House Democrats will put Trump and his administration under a microscope with committees investigating allegations of corruption as well as government actions on immigration, foreign policy and environmental protection. All this could heighten divisiveness and pressure to impeach.

"That's the concern a lot of us have — we don't want that to upend a legislative agenda and oversight agenda that we think were the pillars that persuaded the majority of voters to change the Congress," said Representative Gerald Connolly, a Virginia Democrat and senior member of the House Oversight Committee. "At the same time, we must uphold our constitutional role of oversight."

Connolly said dozens of House Democratic freshmen and returning members are already calling for impeachment and that "it could come to a head."

Pelosi, Connolly and other Democrats say an impeachment effort would be premature. They want to see Mueller's probe conclude first, and would need Republican support to go beyond a House impeachment that fails in the Senate.

Trade Agreement

On policy matters, an early action item in the House and Senate will be legislation approving Trump's trade agreement with Mexico and Canada. But Pelosi has dismissed the trade deal as a "work in progress" and says she wants to add environmental and labor protections. She also hasn't indicated whether she would back the "fast track" up-or-down vote procedure Trump could need to easily clear the deal.
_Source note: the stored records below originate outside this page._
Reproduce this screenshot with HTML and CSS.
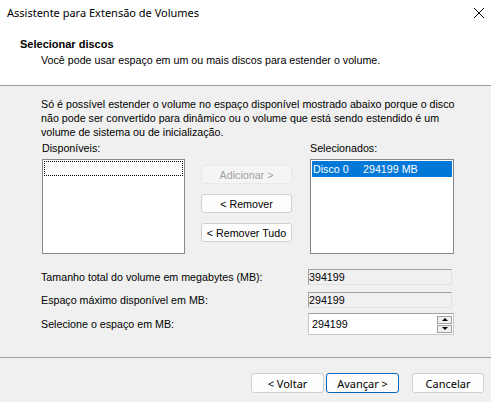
FILE: index.html
```html
<!DOCTYPE html>
<html lang="pt-BR">
<head>
  <meta charset="UTF-8" />
  <title>Assistente para Extensão de Volumes</title>
  <link rel="stylesheet" href="styles.css">
</head>
<body>
  <div class="window">
    <div class="titlebar">
      <span class="title">Assistente para Extensão de Volumes</span>
      <svg class="close" width="12" height="12" viewBox="0 0 12 12">
        <path d="M1 1 L11 11 M11 1 L1 11" stroke="#000" stroke-width="1" fill="none"/>
      </svg>
    </div>

    <div class="header">
      <div class="header-title">Selecionar discos</div>
      <div class="header-sub">Você pode usar espaço em um ou mais discos para estender o volume.</div>
    </div>

    <div class="content">
      <p class="intro">Só é possível estender o volume no espaço disponível mostrado abaixo porque o disco<br>não pode ser convertido para dinâmico ou o volume que está sendo estendido é um<br>volume de sistema ou de inicialização.</p>

      <div class="lists">
        <div class="list-col">
          <div class="list-label">Disponíveis:</div>
          <div class="listbox">
            <div class="focus-row"></div>
          </div>
        </div>

        <div class="move-buttons">
          <button class="btn" disabled>Adicionar &gt;</button>
          <button class="btn">&lt; Remover</button>
          <button class="btn">&lt; Remover Tudo</button>
        </div>

        <div class="list-col right">
          <div class="list-label">Selecionados:</div>
          <div class="listbox">
            <div class="item selected"><span class="disk">Disco 0</span><span>294199 MB</span></div>
          </div>
        </div>
      </div>

      <div class="fields">
        <div class="field-row">
          <span class="field-label">Tamanho total do volume em megabytes (MB):</span>
          <div class="readonly">394199</div>
        </div>
        <div class="field-row">
          <span class="field-label">Espaço máximo disponível em MB:</span>
          <div class="readonly">294199</div>
        </div>
        <div class="field-row spin-row">
          <span class="field-label">Selecione o espaço em MB:</span>
          <div class="spin">
            <span class="spin-value">294199</span>
            <div class="spin-buttons">
              <div class="spin-btn"><span class="arrow-up"></span></div>
              <div class="spin-btn"><span class="arrow-down"></span></div>
            </div>
          </div>
        </div>
      </div>
    </div>

    <div class="footer">
      <button class="btn wide">&lt; Voltar</button>
      <button class="btn wide default">Avançar &gt;</button>
      <button class="btn wide cancel">Cancelar</button>
    </div>
  </div>
</body>
</html>
```

FILE: styles.css
```css
body {
  margin: 0;
  padding: 0;
  background: #f0f0f0;
  font-family: "Liberation Sans", Arial, sans-serif;
  font-size: 10.7px;
  color: #000;
}

.window {
  width: 491px;
  height: 402px;
  background: #f0f0f0;
  overflow: hidden;
}

.titlebar {
  height: 25px;
  background: #fff;
  display: flex;
  align-items: center;
  justify-content: space-between;
  padding: 0 6px 0 7px;
}

.title {
  font-family: "Noto Sans", sans-serif;
  font-size: 11px;
}

.header {
  height: 61px;
  box-sizing: border-box;
  background: #fff;
  border-bottom: 1px solid #a0a0a0;
  padding-top: 12px;
}

.header-title {
  font-weight: bold;
  font-size: 11px;
  line-height: 14px;
  padding-left: 20px;
}

.header-sub {
  line-height: 14px;
  margin-top: 2px;
  padding-left: 41px;
}

.content {
  height: 272px;
  box-sizing: border-box;
  border-bottom: 1px solid #a0a0a0;
  padding: 11px 0 0 41px;
}

.intro {
  margin: 0;
  white-space: nowrap;
  line-height: 14px;
}

.lists {
  display: flex;
  margin-top: 2px;
}

.list-col {
  width: 143px;
  margin-left: 1px;
}

.list-col.right {
  width: 144px;
  margin-left: 18px;
}

.list-label {
  line-height: 14px;
  margin-bottom: 4px;
}

.listbox {
  height: 95px;
  box-sizing: border-box;
  background: #fff;
  border: 1px solid #828790;
  padding: 1px;
}

.focus-row {
  height: 15px;
  box-sizing: border-box;
  border: 1px dotted #000;
}

.item {
  height: 16px;
  line-height: 16px;
  padding-left: 1px;
  display: flex;
}

.item.selected {
  background: #0078d7;
  color: #fff;
}

.disk {
  width: 50px;
}

.move-buttons {
  display: flex;
  flex-direction: column;
  gap: 10px;
  margin-left: 16px;
  padding-top: 24px;
}

.btn {
  font-family: "Liberation Sans", Arial, sans-serif;
  font-size: 10.7px;
  color: #000;
  width: 91px;
  height: 19px;
  padding: 0;
  background: #fdfdfd;
  border: 1px solid #d0d0d0;
  border-radius: 3px;
}

.btn:disabled {
  background: #f5f5f5;
  border-color: #e8e8e8;
  color: #a0a0a0;
}

.fields {
  margin-top: 15px;
  display: flex;
  flex-direction: column;
}

.field-row {
  display: flex;
  align-items: center;
  height: 16px;
  margin-bottom: 7px;
}

.field-row + .field-row.spin-row {
  margin-top: -2px;
  height: 22px;
}

.field-label {
  width: 267px;
}

.readonly {
  width: 144px;
  height: 16px;
  box-sizing: border-box;
  border-top: 1px solid #a0a0a0;
  border-left: 1px solid #a0a0a0;
  border-right: 1px solid #e3e3e3;
  border-bottom: 1px solid #e3e3e3;
  line-height: 14px;
}

.spin {
  width: 146px;
  height: 22px;
  box-sizing: border-box;
  background: #fff;
  border: 1px solid #c8c8c8;
  border-top-color: #a0a0a0;
  display: flex;
  align-items: center;
  justify-content: space-between;
  padding-left: 3px;
  padding-right: 1px;
}

.spin-buttons {
  display: flex;
  flex-direction: column;
  gap: 1px;
}

.spin-btn {
  width: 15px;
  height: 8px;
  box-sizing: border-box;
  background: #f0f0f0;
  border: 1px solid #a0a0a0;
  display: flex;
  align-items: center;
  justify-content: center;
}

.arrow-up {
  border-left: 3px solid transparent;
  border-right: 3px solid transparent;
  border-bottom: 3px solid #000;
}

.arrow-down {
  border-left: 3px solid transparent;
  border-right: 3px solid transparent;
  border-top: 3px solid #000;
}

.footer {
  display: flex;
  justify-content: flex-end;
  padding: 15px 7px 0 0;
}

.btn.wide {
  width: 73px;
  height: 20px;
  margin-left: 2px;
  font-family: "Noto Sans", sans-serif;
  font-size: 11px;
}

.btn.default {
  border-color: #0067c0;
}

.btn.cancel {
  width: 72px;
  margin-left: 13px;
}
```
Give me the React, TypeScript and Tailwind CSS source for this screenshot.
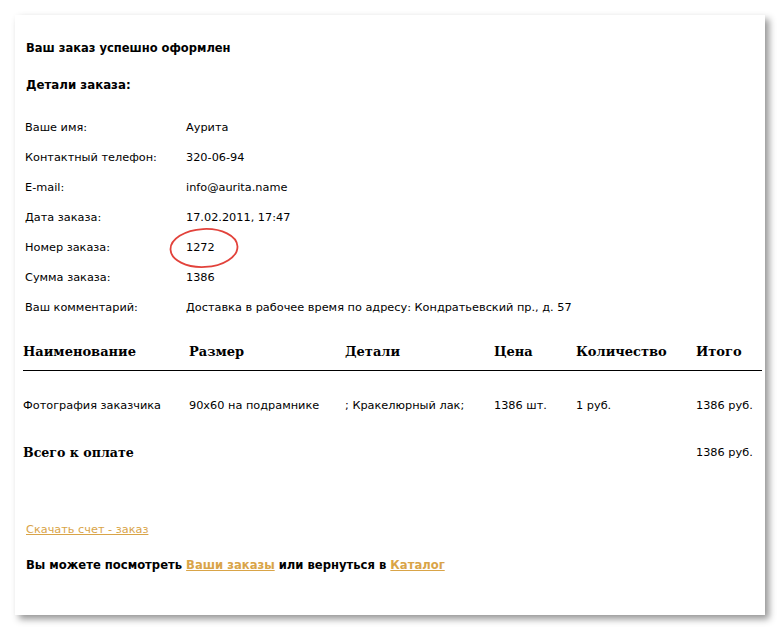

The trade agreement may also have trouble getting support in the Senate, although incoming Finance Chairman Chuck Grassley, an Iowa Republican, has praised it and promised to try to usher it through his panel.

McConnell has already indicated he'll nix some of House Democrats' initial policy objectives. The Kentucky Republican has said he won't back their plan to overhaul campaign-finance rules. He'll also likely block Democrats' bills on gun control, the environment and immigration.

McConnell told reporters after the November elections that Senate Republicans aren't interested in a $900 billion infrastructure package Democrats are discussing, and said no proposal for roads and bridges should be considered without resolving how to finance it.

"You know what the sticking point is: How do you pay for it," McConnell told reporters.

Avoiding Further Shutdowns

Lawmakers face tough battles on even more basic legislative functions.

Leaders in both chambers must agree on raising the federal debt limit, which is now suspended but will go back into effect March 1. The Treasury Department likely can use so-called extraordinary measures to delay reaching the limit into mid-year, but eventually lawmakers must find a way to prevent a default on government obligations.

Passing annual spending bills will become more contentious, raising the prospect of additional government shutdowns. Under GOP control of Congress in the last two years, even Republicans ignored the deep budget cuts Trump proposed for the State Department, environment and other programs, and provided little funding for the border wall.

Now the Democratic House will probably press for big domestic-spending increases, far beyond what Trump and the GOP Senate might accept.

The two chambers almost certainly won't agree on an annual budget blueprint like one that allowed the GOP Senate in 2017 to bypass a Democratic filibuster and enact a massive tax cut. Going forward, any tax changes would be subject to a 60-vote threshold, meaning they couldn't be enacted without Democratic support.